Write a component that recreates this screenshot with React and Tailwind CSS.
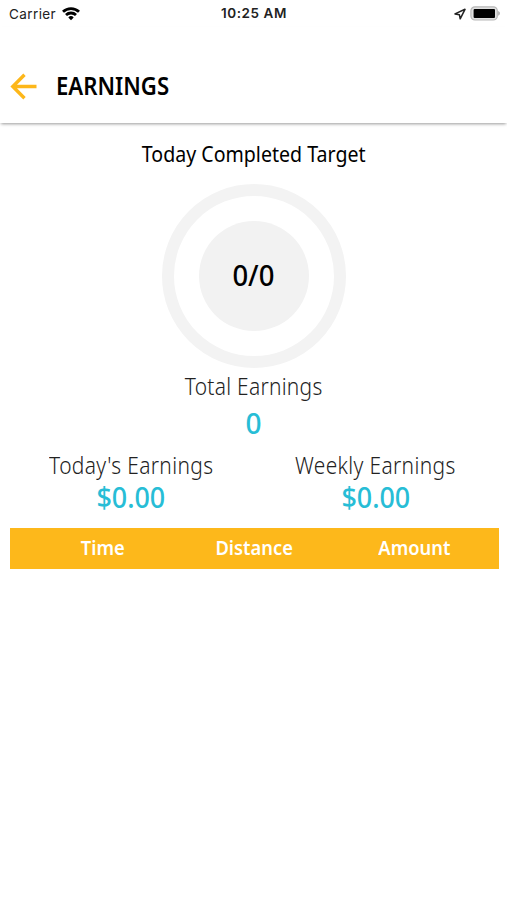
import { clsx } from "clsx";

const COLUMNS = [
  { label: "Time", pad: "pl-[24px]" },
  { label: "Distance", pad: "" },
  { label: "Amount", pad: "pr-[6px]" },
];

function StatusBar() {
  return (
    <div className="grid h-[27px] grid-cols-3 items-center pr-[6px] pl-[9px] font-['Inter',sans-serif] text-[13.5px] text-[#222]">
      <div className="flex items-center gap-[6px]">
        <span className="pt-px tracking-[0.4px]">Carrier</span>
        <svg width="18" height="14" viewBox="0 0 18 14" fill="none" stroke="#000" strokeWidth="2.8">
          <path d="M1 4.8a11.5 11.5 0 0 1 16 0" />
          <path d="M4 8a7.2 7.2 0 0 1 10 0" />
          <path d="M6.3 10.4a3.9 3.9 0 0 1 5.4 0L9 13.3z" fill="#000" stroke="none" />
        </svg>
      </div>
      <span className="-ml-[2px] text-center font-semibold tracking-[0.55px] whitespace-nowrap">10:25 AM</span>
      <div className="flex items-center justify-end gap-[4px]">
        <svg width="12" height="12" viewBox="0 0 12 12" fill="none" stroke="#222" strokeWidth="1.5" strokeLinejoin="round">
          <path d="M11 1.3 1 5.9l4.4.8.8 4.1z" />
        </svg>
        <svg width="31" height="15" viewBox="0 0 31 15">
          <rect x="0.9" y="0.8" width="26.4" height="13.2" rx="4" fill="#e0e0e0" stroke="#b8b8b8" strokeWidth="1.2" />
          <rect x="3.6" y="3" width="21.4" height="9" rx="1" fill="#000" />
          <path d="M28.2 5.1c2.2.9 2.2 3.7 0 4.6z" fill="#aaa" />
        </svg>
      </div>
    </div>
  );
}

function Header() {
  return (
    <header className="flex h-[96px] items-center pt-[22px] pl-[10px] shadow-[0_2px_3px_-1px_rgba(0,0,0,0.4)]">
      <svg width="28" height="28" viewBox="0 0 28 28" fill="none" stroke="#fdb71a" strokeWidth="3.4">
        <path d="M26.5 14.5H3M14.5 2.8 2.8 14.5l11.7 11.7" />
      </svg>
      <h1 className="-mt-[2px] ml-[18px] origin-left scale-x-[0.886] text-[25px] leading-[32px] font-semibold">EARNINGS</h1>
    </header>
  );
}

function Stat({ label, value }) {
  return (
    <div className="flex flex-col items-center">
      <span className="scale-x-[0.91] text-[23px] leading-[32px] font-light tracking-[0.4px] whitespace-nowrap text-[#222]">{label}</span>
      <span className="scale-x-[0.96] text-[28px] leading-[32px] font-medium text-[#27bdd6]">{value}</span>
    </div>
  );
}

export default function App() {
  return (
    <div className="h-[900px] overflow-hidden bg-white font-['Noto_Sans',sans-serif] text-black">
      <StatusBar />
      <Header />

      <main className="flex flex-col items-center pt-[14px]">
        <h2 className="scale-x-[0.89] text-[22px] leading-[32px] whitespace-nowrap">Today Completed Target</h2>

        {/* Target ring */}
        <div className="mt-[15px] flex size-[184px] items-center justify-center rounded-full border-[12px] border-[#f3f3f3]">
          <div className="flex size-[110px] items-center justify-center rounded-full bg-[#f2f2f2]">
            <span className="-mt-[2px] scale-x-[0.98] text-[28px] leading-none font-medium">0/0</span>
          </div>
        </div>

        {/* Totals */}
        <div className="mt-[2px] flex flex-col items-center">
          <span className="scale-x-[0.91] text-[23px] leading-[32px] font-light tracking-[0.3px] whitespace-nowrap text-[#222]">Total Earnings</span>
          <span className="mt-[5px] text-[28px] leading-[32px] font-medium text-[#27bdd6]">0</span>
        </div>
        <div className="mt-[10px] grid w-[489px] grid-cols-2">
          <Stat label="Today's Earnings" value="$0.00" />
          <Stat label="Weekly Earnings" value="$0.00" />
        </div>

        {/* Trip table header */}
        <div className="mt-[15px] ml-px grid h-[41px] w-[489px] grid-cols-3 items-center bg-[#fdb81b] text-[19px] font-semibold text-white">
          {COLUMNS.map((col) => (
            <div key={col.label} className={clsx("flex justify-center", col.pad)}>
              <span className="scale-x-[0.965]">{col.label}</span>
            </div>
          ))}
        </div>
      </main>
    </div>
  );
}
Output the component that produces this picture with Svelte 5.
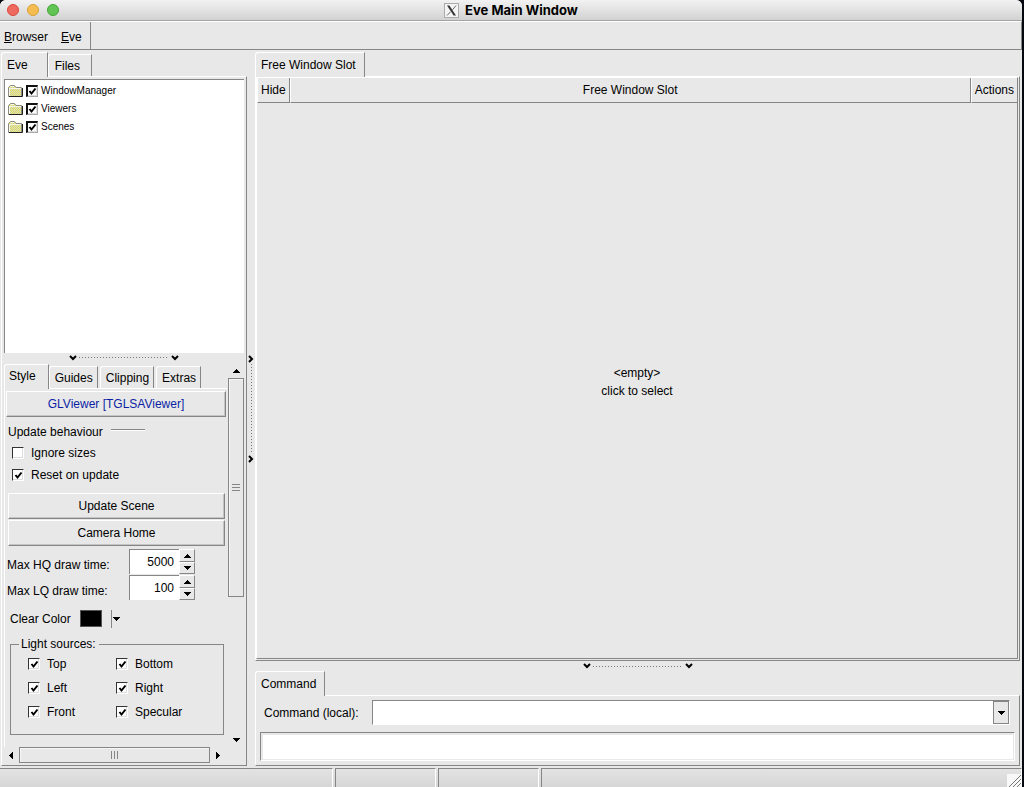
<script lang="ts">
  let tree = $state([
    { name: 'WindowManager', checked: true },
    { name: 'Viewers', checked: true },
    { name: 'Scenes', checked: true }
  ]);
  let lights = $state([
    { name: 'Top', on: true },
    { name: 'Bottom', on: true },
    { name: 'Left', on: true },
    { name: 'Right', on: true },
    { name: 'Front', on: true },
    { name: 'Specular', on: true }
  ]);
  let times = $state([
    { id: 'hq', label: 'Max HQ draw time:', value: 5000 },
    { id: 'lq', label: 'Max LQ draw time:', value: 100 }
  ]);
  let ignoreSizes = $state(false);
  let resetOnUpdate = $state(true);
  let output = $state('');

  const sideTabs = ['Eve', 'Files'];
  const styleTabs = ['Style', 'Guides', 'Clipping', 'Extras'];
  let sideTab = $state('Eve');
  let styleTab = $state('Style');
</script>

{#snippet arrow(dir: string)}
  <svg class="arrow" width="7" height="7" viewBox="0 0 7 7" shape-rendering="crispEdges">
    {#if dir === 'up'}<path d="M3 2h1v1h1v1h1v1h1v1H0V5h1V4h1V3h1z" />
    {:else if dir === 'down'}<path d="M0 2h7v1H6v1H5v1H4v1H3V5H2V4H1V3H0z" />
    {:else if dir === 'left'}<path d="M5 0v7H4V6H3V5H2V4H1V3h1V2h1V1h1V0z" />
    {:else}<path d="M2 0v7h1V6h1V5h1V4h1V3H5V2H4V1H3V0z" />{/if}
  </svg>
{/snippet}

{#snippet splitter(vertical: boolean)}
  <div class="splitter" class:vertical>
    <svg width="8" height="6" viewBox="0 0 8 6"><path d="M1 1l3 3 3-3" /></svg>
    <span class="dots"></span>
    <svg width="8" height="6" viewBox="0 0 8 6"><path d="M1 1l3 3 3-3" /></svg>
  </div>
{/snippet}

<div class="window">
  <header class="titlebar">
    <div class="lights">
      <button class="red" aria-label="Close"></button>
      <button class="amber" aria-label="Minimize"></button>
      <button class="green" aria-label="Zoom"></button>
    </div>
    <h1>
      <svg width="15" height="15" viewBox="0 0 15 15">
        <rect x="0.5" y="0.5" width="14" height="14" fill="#f4f4f4" stroke="#aaa" />
        <path d="M3 2.5h2.4l6.6 10H9.600z" fill="#333" />
        <path d="M12 2.500L8.500 6.800M6.600 8.700L3 12.500" stroke="#666" />
      </svg>
      Eve Main Window
    </h1>
  </header>

  <nav class="menubar">
    <div class="menus">
      <button><u>B</u>rowser</button>
      <button><u>E</u>ve</button>
    </div>
  </nav>

  <main>
    <aside class="side">
      <div class="tabs">
        {#each sideTabs as tab}
          <button class="tab" class:active={tab === sideTab} onclick={() => (sideTab = tab)}>{tab}</button>
        {/each}
      </div>
      <div class="panel side-panel">
        <div class="tree">
          <!-- dithered fill shared by the folder icons -->
          <svg class="defs" width="0" height="0">
            <pattern id="dither" width="2" height="2" patternUnits="userSpaceOnUse">
              <path d="M0 0h2v2H0z" fill="#d6d6c4" />
              <path d="M0 0h1v1H0zM1 1h1v1H1z" fill="#e4e45c" />
            </pattern>
          </svg>
          {#each tree as node}
            <label>
              <svg width="16" height="14" viewBox="0 0 16 14">
                <path d="M.5 12.500v-9l2-2h4l1.500 2h5.500v9z" fill="url(#dither)" stroke="#8a8a80" />
                <path d="M1.500 12v-7.500h11.500M2.500 2.500h3.500" fill="none" stroke="#f6f6ea" />
                <path d="M1 12.500h13.500V4" fill="none" stroke="#222" />
              </svg>
              <input type="checkbox" bind:checked={node.checked} />
              {node.name}
            </label>
          {/each}
        </div>
        {@render splitter(false)}
        <div class="editor">
          <div class="editor-main">
            <div class="tabs style-tabs">
              {#each styleTabs as tab}
                <button class="tab" class:active={tab === styleTab} onclick={() => (styleTab = tab)}>{tab}</button>
              {/each}
            </div>
            <div class="style-body">
              <button class="raised viewer">GLViewer [TGLSAViewer]</button>
              <div class="group-title">Update behaviour<span></span></div>
              <label class="check"><input type="checkbox" bind:checked={ignoreSizes} />Ignore sizes</label>
              <label class="check"><input type="checkbox" bind:checked={resetOnUpdate} />Reset on update</label>
              <div class="actions">
                <button class="raised">Update Scene</button>
                <button class="raised">Camera Home</button>
              </div>
              {#each times as time}
                <div class="time">
                  <label for={time.id}>{time.label}</label>
                  <div class="spin">
                    <input id={time.id} type="text" inputmode="numeric" bind:value={time.value} />
                    <div class="steps">
                      <button aria-label="Increase" onclick={() => time.value++}>{@render arrow('up')}</button>
                      <button aria-label="Decrease" onclick={() => time.value--}>{@render arrow('down')}</button>
                    </div>
                  </div>
                </div>
              {/each}
              <div class="color">
                <span>Clear Color</span>
                <button class="swatch" aria-label="Clear color"></button>
                <button class="pick" aria-label="Choose color">{@render arrow('down')}</button>
              </div>
              <fieldset>
                <legend>Light sources:</legend>
                {#each lights as light}
                  <label><input type="checkbox" bind:checked={light.on} />{light.name}</label>
                {/each}
              </fieldset>
            </div>
          </div>
          <div class="scroll-y">
            <button aria-label="Scroll up">{@render arrow('up')}</button>
            <div class="track"><div class="thumb"><i></i></div></div>
            <button aria-label="Scroll down">{@render arrow('down')}</button>
          </div>
        </div>
        <div class="scroll-x">
          <button aria-label="Scroll left">{@render arrow('left')}</button>
          <div class="thumb"><i></i></div>
          <button aria-label="Scroll right">{@render arrow('right')}</button>
        </div>
      </div>
    </aside>

    {@render splitter(true)}

    <section class="content">
      <div class="tabs">
        <button class="tab active">Free Window Slot</button>
      </div>
      <div class="panel slot">
        <div class="slot-frame">
          <div class="slot-head">
            <button>Hide</button>
            <button class="slot-title">Free Window Slot</button>
            <button>Actions</button>
          </div>
          <button class="empty">&lt;empty&gt;<br />click to select</button>
        </div>
      </div>
      {@render splitter(false)}
      <div class="tabs">
        <button class="tab active">Command</button>
      </div>
      <div class="panel command">
        <div class="command-row">
          <label for="command">Command (local):</label>
          <div class="combo">
            <input id="command" type="text" />
            <button aria-label="Command history">{@render arrow('down')}</button>
          </div>
        </div>
        <input class="output" type="text" aria-label="Command output" bind:value={output} />
      </div>
    </section>
  </main>

  <footer>
    <div class="wide"></div>
    <div></div>
    <div></div>
    <div class="last">
      <svg width="14" height="13" viewBox="0 0 14 13">
        <path d="M0 0h14v13H0z" fill="#f8f8f8" />
        <path d="M2 13L14 1M6 13l8-8M10 13l4-4" stroke="#777" />
      </svg>
    </div>
  </footer>
</div>

<style>
:global(body) {
  margin: 0;
  background: #05080f;
}
.window {
  --bg: #e8e8e8;
  --dark: #868686;
  display: flex;
  flex-direction: column;
  box-sizing: border-box;
  min-height: 100vh;
  margin-right: 2px;
  background: var(--bg);
  border-radius: 6px 6px 0 0;
  font: 12px/16px "Liberation Sans", Arial, sans-serif;
  color: #000;
}
.window * {
  box-sizing: border-box;
}
button, input {
  font: inherit;
  color: inherit;
}
button {
  padding: 0;
  border: 0;
  background: none;
}
.arrow {
  display: block;
}
.titlebar {
  position: relative;
  display: flex;
  align-items: center;
  justify-content: center;
  height: 21px;
  border-bottom: 1px solid #a4a4a4;
  border-radius: 6px 6px 0 0;
  background: linear-gradient(#f2f2f2, #d2d2d2);
}
.titlebar h1 {
  display: flex;
  align-items: center;
  gap: 6px;
  margin: 0;
  font: bold 13px/20px Inter, sans-serif;
}
.lights {
  position: absolute;
  left: 7px;
  display: flex;
  gap: 8px;
}
.lights button {
  width: 12px;
  height: 12px;
  border-radius: 50%;
}
.red {
  background: #ee6a5f;
  border: 1px solid #d9493e;
}
.amber {
  background: #f5bd4f;
  border: 1px solid #d9a03a;
}
.green {
  background: #61c454;
  border: 1px solid #45a535;
}
.menubar {
  display: flex;
  height: 29px;
  border-top: 1px solid #fff;
  border-bottom: 1px solid var(--dark);
  border-right: 1px solid var(--dark);
}
.menus {
  display: flex;
  gap: 13px;
  padding: 2px 8px 0 4px;
  border-right: 1px solid var(--dark);
}
main {
  flex: 1;
  display: flex;
  padding: 2px 2px 2px 1px;
}
.side {
  display: flex;
  flex-direction: column;
  width: 246px;
}
.content {
  flex: 1;
  display: flex;
  flex-direction: column;
  min-width: 0;
}
.tabs {
  display: flex;
  align-items: flex-end;
  height: 24px;
}
.tab {
  height: 22px;
  padding: 0 11px 0 6px;
  border-top: 1px solid #fff;
  border-left: 1px solid #fff;
  border-right: 1px solid var(--dark);
  border-radius: 3px 0 0 0;
  background: var(--bg);
}
.tab.active {
  position: relative;
  height: 25px;
  margin-bottom: -1px;
  padding: 0 8px 0 5px;
}
.side > .tabs .active {
  padding-right: 19px;
}
.style-tabs .tab.active {
  padding: 0 12px 3px 4px;
}
.style-tabs .tab:not(.active) {
  padding: 0 4px 0 5px;
  margin-right: 2px;
}
.panel {
  border: 1px solid #fff;
  border-right: 1px solid var(--dark);
  border-bottom: 1px solid var(--dark);
}
.side-panel {
  flex: 1;
  display: flex;
  flex-direction: column;
  padding: 2px 2px 2px 2px;
}
.tree {
  flex: 1;
  padding: 2px 0 0 3px;
  border-top: 1px solid var(--dark);
  border-left: 1px solid var(--dark);
  background: #fff;
}
.defs {
  display: block;
}
.tree label {
  display: flex;
  align-items: center;
  width: max-content;
  height: 18px;
  font-size: 10px;
}
.tree input {
  margin: 0 3px 0 2px;
}
input[type="checkbox"] {
  appearance: none;
  width: 12px;
  height: 12px;
  border: 1px solid #fff;
  border-top: 1px solid #333;
  border-left: 1px solid #333;
  background: #fff;
  box-shadow: inset -1px -1px #ddd;
}
.tree input[type="checkbox"] {
  border: 1px solid #aaa;
  border-top: 2px solid #111;
  border-left: 2px solid #111;
}
input[type="checkbox"]:checked {
  background: #fff url("data:image/svg+xml,%3Csvg xmlns='http://www.w3.org/2000/svg' viewBox='0 0 9 9'%3E%3Cpath d='M1.500 4l2 2.500 4-5' fill='none' stroke='black' stroke-width='2'/%3E%3C/svg%3E") center / 9px 9px no-repeat;
}
.splitter {
  display: flex;
  align-items: center;
  justify-content: center;
  gap: 2px;
  height: 9px;
}
.splitter svg {
  flex: none;
  fill: none;
  stroke: #000;
  stroke-width: 2;
}
.dots {
  width: 90px;
  height: 1px;
  background: repeating-linear-gradient(90deg, #777 0 1px, transparent 1px 3px);
}
.splitter.vertical {
  flex-direction: column;
  width: 8px;
  height: auto;
}
.vertical svg {
  transform: rotate(-90deg);
}
.vertical .dots {
  width: 1px;
  height: 90px;
  background: repeating-linear-gradient(#777 0 1px, transparent 1px 3px);
}
.content .splitter {
  height: 10px;
}
.editor {
  display: flex;
  justify-content: space-between;
}
.editor-main {
  width: 223px;
}
.style-tabs {
  height: 26px;
}
.style-body {
  padding: 2px 0 12px 1px;
  border-top: 1px solid #fff;
  border-left: 1px solid #fff;
}
.raised {
  display: block;
  width: 217px;
  height: 26px;
  border: 1px solid #fff;
  border-right: 1px solid var(--dark);
  border-bottom: 1px solid var(--dark);
  box-shadow: inset -1px -1px #c4c4c4;
}
.viewer {
  width: 220px;
  color: #0b1fa4;
}
.group-title {
  display: flex;
  align-items: center;
  gap: 8px;
  height: 25px;
  padding: 4px 0 0 2px;
}
.group-title span {
  width: 34px;
  height: 2px;
  margin-bottom: 3px;
  border-top: 1px solid var(--dark);
  border-bottom: 1px solid #fff;
}
.check {
  display: flex;
  align-items: center;
  gap: 7px;
  height: 22px;
  padding-left: 6px;
}
.check input {
  margin: 0;
}
.actions {
  display: flex;
  flex-direction: column;
  gap: 1px;
  padding: 7px 0 3px 2px;
}
.time {
  display: flex;
  height: 26px;
}
.time label {
  width: 123px;
  padding: 8px 0 0 1px;
}
.spin {
  display: flex;
  width: 66px;
  height: 25px;
}
.spin input {
  width: 50px;
  padding: 0 5px 0 0;
  border: 0;
  border-top: 1px solid var(--dark);
  border-left: 1px solid var(--dark);
  background: #fff;
  text-align: right;
}
.steps {
  display: flex;
  flex: 1;
  flex-direction: column;
}
.steps button {
  display: flex;
  flex: 1;
  align-items: center;
  justify-content: center;
  border: 1px solid #fff;
  border-right-color: var(--dark);
  border-bottom-color: var(--dark);
}
.color {
  display: flex;
  align-items: center;
  gap: 9px;
  height: 35px;
  padding-left: 4px;
}
.swatch {
  width: 22px;
  height: 17px;
  border: 1px solid #555;
  background: #000;
}
.pick {
  height: 18px;
  padding-left: 1px;
  border-left: 1px solid var(--dark);
}
fieldset {
  display: grid;
  grid-template-columns: 88px 1fr;
  width: 214px;
  height: 99px;
  margin: 0 0 0 4px;
  padding: 0 0 10px 17px;
  border: 1px solid var(--dark);
}
legend {
  margin-left: -9px;
  padding: 0 3px 0 2px;
}
fieldset label {
  display: flex;
  align-items: center;
  gap: 7px;
  height: 24px;
}
fieldset input {
  margin: 0;
}
.scroll-y {
  display: flex;
  flex-direction: column;
  width: 16px;
}
.scroll-y button, .scroll-x button {
  display: flex;
  align-items: center;
  justify-content: center;
  width: 16px;
  height: 16px;
}
.track {
  flex: 1;
}
.thumb {
  display: flex;
  align-items: center;
  justify-content: center;
  border: 1px solid var(--dark);
  box-shadow: inset 1px 1px #f6f6f6;
}
.track .thumb {
  height: 62%;
}
.thumb i {
  width: 8px;
  height: 7px;
  background: repeating-linear-gradient(var(--dark) 0 1px, transparent 1px 3px);
}
.scroll-x {
  display: flex;
  width: 221px;
}
.scroll-x button {
  width: 15px;
}
.scroll-x .thumb {
  flex: 1;
}
.scroll-x .thumb i {
  width: 7px;
  height: 8px;
  background: repeating-linear-gradient(90deg, var(--dark) 0 1px, transparent 1px 3px);
}
.slot {
  flex: 1;
  display: flex;
  padding: 0 1px 1px 0;
}
.slot-frame {
  flex: 1;
  display: flex;
  flex-direction: column;
  border-left: 1px solid #fff;
  border-top: 1px solid #fff;
  border-right: 1px solid var(--dark);
  border-bottom: 1px solid var(--dark);
}
.slot-head {
  display: flex;
}
.slot-head button {
  height: 25px;
  padding: 0 3px;
  border-left: 1px solid #fff;
  border-right: 1px solid var(--dark);
  border-bottom: 1px solid var(--dark);
}
.slot-head .slot-title {
  flex: 1;
}
.slot-head button:last-child {
  border-right: 0;
}
.empty {
  flex: 1;
  padding-top: 2px;
  line-height: 18px;
}
.command {
  padding: 4px 4px 4px;
}
.command-row {
  display: flex;
  align-items: center;
  margin: 0 5px 7px 4px;
}
.combo {
  flex: 1;
  display: flex;
  height: 25px;
  margin-left: 13px;
  border: 1px solid #fff;
  border-top-color: var(--dark);
  border-left-color: var(--dark);
  background: #fff;
}
.combo input {
  flex: 1;
  min-width: 0;
  border: 0;
  background: none;
}
.combo button {
  display: flex;
  align-items: center;
  justify-content: center;
  width: 16px;
  border: 1px solid var(--dark);
  background: var(--bg);
}
.output {
  display: block;
  width: 100%;
  height: 29px;
  border: 1px solid #fff;
  border-top-color: var(--dark);
  border-left-color: var(--dark);
  background: #fff;
  box-shadow: inset 2px 2px var(--bg), inset -1px -1px var(--bg);
}
footer {
  display: flex;
  gap: 2px;
  height: 19px;
  background: linear-gradient(#e4e4e4, #d6d6d6);
}
footer div {
  flex: 100;
  border-top: 1px solid var(--dark);
  border-left: 1px solid var(--dark);
  border-right: 1px solid #fff;
}
footer .wide {
  flex: 336;
  border-left: 0;
}
footer .last {
  display: flex;
  align-items: flex-end;
  justify-content: flex-end;
  flex: 484;
}
</style>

◆ THE TASK: Copy every line that includes the string "this" from the material above.

◆ TASK RESPONSE:
Write a component that recreates this screenshot with React and Tailwind CSS.
Output the component that produces this picture with Svelte 5.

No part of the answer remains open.